**Supplied material:**
-.-.-
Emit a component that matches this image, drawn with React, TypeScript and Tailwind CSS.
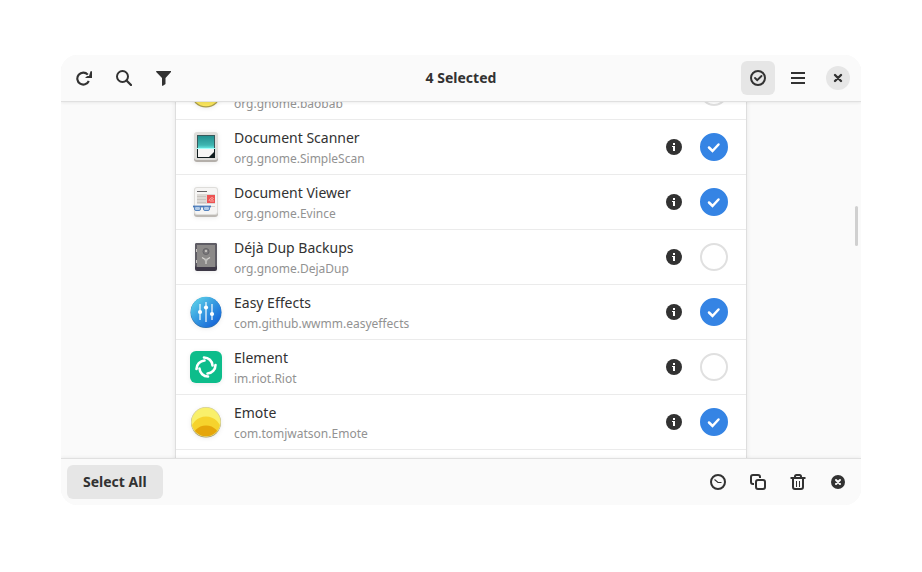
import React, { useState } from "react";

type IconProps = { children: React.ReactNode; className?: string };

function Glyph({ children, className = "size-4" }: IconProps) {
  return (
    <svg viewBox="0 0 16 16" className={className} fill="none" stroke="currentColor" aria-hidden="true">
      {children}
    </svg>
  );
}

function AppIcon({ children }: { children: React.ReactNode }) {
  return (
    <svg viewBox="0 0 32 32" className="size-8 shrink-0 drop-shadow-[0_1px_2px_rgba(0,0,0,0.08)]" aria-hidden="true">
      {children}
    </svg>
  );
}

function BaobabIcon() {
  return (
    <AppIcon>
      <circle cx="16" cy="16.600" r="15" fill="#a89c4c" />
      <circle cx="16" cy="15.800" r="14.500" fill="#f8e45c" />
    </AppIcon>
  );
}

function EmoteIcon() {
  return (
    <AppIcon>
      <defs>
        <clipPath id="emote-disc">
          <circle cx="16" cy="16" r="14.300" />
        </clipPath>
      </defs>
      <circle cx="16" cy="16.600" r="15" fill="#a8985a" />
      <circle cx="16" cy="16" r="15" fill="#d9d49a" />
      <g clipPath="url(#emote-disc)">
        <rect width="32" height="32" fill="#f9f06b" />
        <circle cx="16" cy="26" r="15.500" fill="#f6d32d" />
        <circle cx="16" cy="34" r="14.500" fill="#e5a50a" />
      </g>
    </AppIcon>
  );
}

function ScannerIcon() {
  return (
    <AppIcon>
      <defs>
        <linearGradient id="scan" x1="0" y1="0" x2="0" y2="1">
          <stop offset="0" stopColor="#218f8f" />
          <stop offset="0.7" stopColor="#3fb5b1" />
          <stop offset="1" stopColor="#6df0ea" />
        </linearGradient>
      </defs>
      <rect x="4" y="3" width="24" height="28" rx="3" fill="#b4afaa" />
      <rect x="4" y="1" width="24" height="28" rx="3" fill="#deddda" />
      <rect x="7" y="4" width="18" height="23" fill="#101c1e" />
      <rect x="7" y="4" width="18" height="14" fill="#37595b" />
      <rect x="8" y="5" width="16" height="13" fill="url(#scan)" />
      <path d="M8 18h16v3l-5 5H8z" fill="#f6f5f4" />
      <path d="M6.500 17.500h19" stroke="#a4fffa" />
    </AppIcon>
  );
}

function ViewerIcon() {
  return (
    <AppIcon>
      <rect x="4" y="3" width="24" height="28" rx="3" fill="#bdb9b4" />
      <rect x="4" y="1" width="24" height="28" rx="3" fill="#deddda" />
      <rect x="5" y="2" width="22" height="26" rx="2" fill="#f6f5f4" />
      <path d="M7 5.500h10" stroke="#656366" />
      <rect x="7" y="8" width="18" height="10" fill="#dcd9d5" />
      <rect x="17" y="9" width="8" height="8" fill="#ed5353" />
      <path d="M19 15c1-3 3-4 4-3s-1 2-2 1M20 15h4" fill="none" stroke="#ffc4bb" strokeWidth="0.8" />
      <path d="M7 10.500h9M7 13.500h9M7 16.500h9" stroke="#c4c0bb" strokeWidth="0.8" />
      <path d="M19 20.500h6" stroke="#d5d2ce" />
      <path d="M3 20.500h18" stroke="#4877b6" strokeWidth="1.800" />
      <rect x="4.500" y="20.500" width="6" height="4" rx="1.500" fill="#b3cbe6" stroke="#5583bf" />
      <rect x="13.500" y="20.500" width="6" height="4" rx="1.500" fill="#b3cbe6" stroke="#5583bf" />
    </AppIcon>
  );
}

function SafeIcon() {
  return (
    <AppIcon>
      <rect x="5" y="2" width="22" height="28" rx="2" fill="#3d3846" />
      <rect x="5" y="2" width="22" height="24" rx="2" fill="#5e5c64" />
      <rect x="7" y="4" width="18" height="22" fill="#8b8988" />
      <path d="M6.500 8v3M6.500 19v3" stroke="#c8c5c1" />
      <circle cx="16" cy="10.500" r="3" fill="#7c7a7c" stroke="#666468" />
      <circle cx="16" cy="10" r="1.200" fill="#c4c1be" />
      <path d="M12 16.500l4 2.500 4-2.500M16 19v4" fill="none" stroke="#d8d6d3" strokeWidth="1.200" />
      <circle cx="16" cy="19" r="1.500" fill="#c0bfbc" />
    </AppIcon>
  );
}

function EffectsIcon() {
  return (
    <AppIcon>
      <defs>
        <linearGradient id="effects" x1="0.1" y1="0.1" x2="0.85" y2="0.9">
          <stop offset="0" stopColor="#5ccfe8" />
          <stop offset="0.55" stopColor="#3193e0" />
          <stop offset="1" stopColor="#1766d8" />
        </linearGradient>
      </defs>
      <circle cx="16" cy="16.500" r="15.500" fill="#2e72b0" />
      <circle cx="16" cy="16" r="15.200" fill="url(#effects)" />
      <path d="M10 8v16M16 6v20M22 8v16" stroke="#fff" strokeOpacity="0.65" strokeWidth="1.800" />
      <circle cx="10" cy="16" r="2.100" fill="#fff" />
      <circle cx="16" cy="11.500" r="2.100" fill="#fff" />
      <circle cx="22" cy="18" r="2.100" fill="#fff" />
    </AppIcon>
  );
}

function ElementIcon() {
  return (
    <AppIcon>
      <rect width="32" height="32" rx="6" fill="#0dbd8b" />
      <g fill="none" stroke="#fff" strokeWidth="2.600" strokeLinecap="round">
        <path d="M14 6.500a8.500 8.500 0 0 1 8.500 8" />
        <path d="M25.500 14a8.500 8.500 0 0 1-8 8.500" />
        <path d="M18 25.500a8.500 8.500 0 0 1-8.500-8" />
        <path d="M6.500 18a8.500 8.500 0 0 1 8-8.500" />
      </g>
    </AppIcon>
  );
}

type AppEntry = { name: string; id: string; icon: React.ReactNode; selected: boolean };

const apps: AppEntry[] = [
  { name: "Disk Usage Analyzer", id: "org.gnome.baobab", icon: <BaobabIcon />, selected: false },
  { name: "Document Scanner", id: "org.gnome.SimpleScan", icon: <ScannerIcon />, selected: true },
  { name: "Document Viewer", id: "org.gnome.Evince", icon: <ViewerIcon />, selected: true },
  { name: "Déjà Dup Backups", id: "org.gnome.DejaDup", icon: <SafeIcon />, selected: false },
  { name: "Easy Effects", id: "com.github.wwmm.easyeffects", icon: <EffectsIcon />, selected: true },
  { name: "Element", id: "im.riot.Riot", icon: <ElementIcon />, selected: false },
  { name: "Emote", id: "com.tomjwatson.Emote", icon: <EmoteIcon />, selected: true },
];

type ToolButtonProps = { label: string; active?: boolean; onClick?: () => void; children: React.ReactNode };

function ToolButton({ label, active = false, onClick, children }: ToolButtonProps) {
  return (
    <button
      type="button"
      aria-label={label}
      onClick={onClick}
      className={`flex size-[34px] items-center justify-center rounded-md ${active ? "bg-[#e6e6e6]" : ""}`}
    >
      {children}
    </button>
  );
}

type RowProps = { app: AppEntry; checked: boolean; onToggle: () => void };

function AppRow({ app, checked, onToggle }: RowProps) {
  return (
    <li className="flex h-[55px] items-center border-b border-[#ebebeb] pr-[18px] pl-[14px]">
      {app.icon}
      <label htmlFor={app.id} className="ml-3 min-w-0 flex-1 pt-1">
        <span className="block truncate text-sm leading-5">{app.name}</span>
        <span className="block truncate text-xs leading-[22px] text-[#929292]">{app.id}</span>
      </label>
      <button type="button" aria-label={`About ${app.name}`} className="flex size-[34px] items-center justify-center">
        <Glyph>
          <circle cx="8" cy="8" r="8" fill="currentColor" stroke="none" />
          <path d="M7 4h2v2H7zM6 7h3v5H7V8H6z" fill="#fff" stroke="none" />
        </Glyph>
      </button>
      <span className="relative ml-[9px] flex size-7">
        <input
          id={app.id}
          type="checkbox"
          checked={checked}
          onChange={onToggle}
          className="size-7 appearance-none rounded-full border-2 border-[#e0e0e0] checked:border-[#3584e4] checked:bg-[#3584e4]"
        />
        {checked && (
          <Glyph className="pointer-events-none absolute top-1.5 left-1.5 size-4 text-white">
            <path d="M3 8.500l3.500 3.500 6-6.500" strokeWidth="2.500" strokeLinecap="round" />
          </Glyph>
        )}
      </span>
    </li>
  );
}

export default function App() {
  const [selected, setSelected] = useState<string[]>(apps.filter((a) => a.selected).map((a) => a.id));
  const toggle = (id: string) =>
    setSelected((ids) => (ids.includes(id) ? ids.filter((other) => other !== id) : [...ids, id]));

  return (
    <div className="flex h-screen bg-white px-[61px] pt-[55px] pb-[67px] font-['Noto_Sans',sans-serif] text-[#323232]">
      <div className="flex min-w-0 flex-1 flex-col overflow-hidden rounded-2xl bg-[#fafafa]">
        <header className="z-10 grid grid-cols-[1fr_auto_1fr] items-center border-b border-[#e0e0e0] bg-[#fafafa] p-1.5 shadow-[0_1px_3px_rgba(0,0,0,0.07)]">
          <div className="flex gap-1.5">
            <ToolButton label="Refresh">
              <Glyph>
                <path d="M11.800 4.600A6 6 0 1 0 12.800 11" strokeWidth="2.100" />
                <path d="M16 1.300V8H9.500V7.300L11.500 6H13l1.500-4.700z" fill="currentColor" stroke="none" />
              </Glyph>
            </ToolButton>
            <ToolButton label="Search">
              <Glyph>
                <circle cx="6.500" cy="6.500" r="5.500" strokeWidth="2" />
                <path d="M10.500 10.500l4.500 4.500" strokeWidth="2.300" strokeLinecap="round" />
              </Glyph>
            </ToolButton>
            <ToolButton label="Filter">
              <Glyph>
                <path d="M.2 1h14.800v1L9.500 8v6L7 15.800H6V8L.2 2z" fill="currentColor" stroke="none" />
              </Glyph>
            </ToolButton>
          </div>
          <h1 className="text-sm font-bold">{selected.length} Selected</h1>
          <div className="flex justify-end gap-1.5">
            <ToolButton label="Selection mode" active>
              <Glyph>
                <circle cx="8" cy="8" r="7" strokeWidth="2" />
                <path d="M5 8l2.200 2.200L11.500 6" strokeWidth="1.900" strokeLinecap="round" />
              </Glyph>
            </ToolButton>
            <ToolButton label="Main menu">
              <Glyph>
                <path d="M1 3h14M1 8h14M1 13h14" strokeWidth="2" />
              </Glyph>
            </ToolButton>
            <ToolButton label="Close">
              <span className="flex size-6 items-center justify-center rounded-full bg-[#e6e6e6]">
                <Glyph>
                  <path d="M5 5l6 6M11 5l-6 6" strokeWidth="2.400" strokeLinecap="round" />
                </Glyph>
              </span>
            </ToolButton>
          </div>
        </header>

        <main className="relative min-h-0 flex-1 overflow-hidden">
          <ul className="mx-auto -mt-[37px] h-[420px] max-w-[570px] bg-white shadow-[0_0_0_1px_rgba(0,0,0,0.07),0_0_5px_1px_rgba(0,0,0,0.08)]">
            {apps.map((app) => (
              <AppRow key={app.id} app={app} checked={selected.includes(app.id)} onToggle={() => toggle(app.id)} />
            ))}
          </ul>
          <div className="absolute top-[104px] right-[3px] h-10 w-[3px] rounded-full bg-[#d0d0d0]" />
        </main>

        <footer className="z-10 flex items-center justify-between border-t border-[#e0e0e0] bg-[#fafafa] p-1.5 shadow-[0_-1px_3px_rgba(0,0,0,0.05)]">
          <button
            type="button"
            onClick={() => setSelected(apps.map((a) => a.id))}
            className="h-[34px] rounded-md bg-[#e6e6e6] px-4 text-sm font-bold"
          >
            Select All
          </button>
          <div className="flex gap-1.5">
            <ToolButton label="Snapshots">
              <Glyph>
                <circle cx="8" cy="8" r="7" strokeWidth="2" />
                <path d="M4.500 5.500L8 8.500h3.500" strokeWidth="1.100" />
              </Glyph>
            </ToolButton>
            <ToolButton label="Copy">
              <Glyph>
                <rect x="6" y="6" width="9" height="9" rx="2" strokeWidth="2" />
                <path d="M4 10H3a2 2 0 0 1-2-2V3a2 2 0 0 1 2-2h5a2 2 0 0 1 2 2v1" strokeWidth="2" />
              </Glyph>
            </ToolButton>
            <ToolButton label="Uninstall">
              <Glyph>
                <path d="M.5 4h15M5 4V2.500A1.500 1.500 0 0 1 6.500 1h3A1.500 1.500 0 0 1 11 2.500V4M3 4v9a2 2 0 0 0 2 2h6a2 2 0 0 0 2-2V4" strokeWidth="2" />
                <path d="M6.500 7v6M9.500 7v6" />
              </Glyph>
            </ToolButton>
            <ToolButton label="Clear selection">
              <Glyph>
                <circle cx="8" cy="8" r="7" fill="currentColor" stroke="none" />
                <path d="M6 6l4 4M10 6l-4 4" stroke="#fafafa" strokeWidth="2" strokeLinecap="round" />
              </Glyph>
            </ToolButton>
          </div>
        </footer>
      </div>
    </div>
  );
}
-.-.-
**Directive:**
Please restate the material above line by line, exactly, beginning at its first line and ending with the line that contains "React.ReactNode; className?: string", without any pictures.

**Response below:**
Emit a component that matches this image, drawn with React, TypeScript and Tailwind CSS.
import React, { useState } from "react";

type IconProps = { children: React.ReactNode; className?: string };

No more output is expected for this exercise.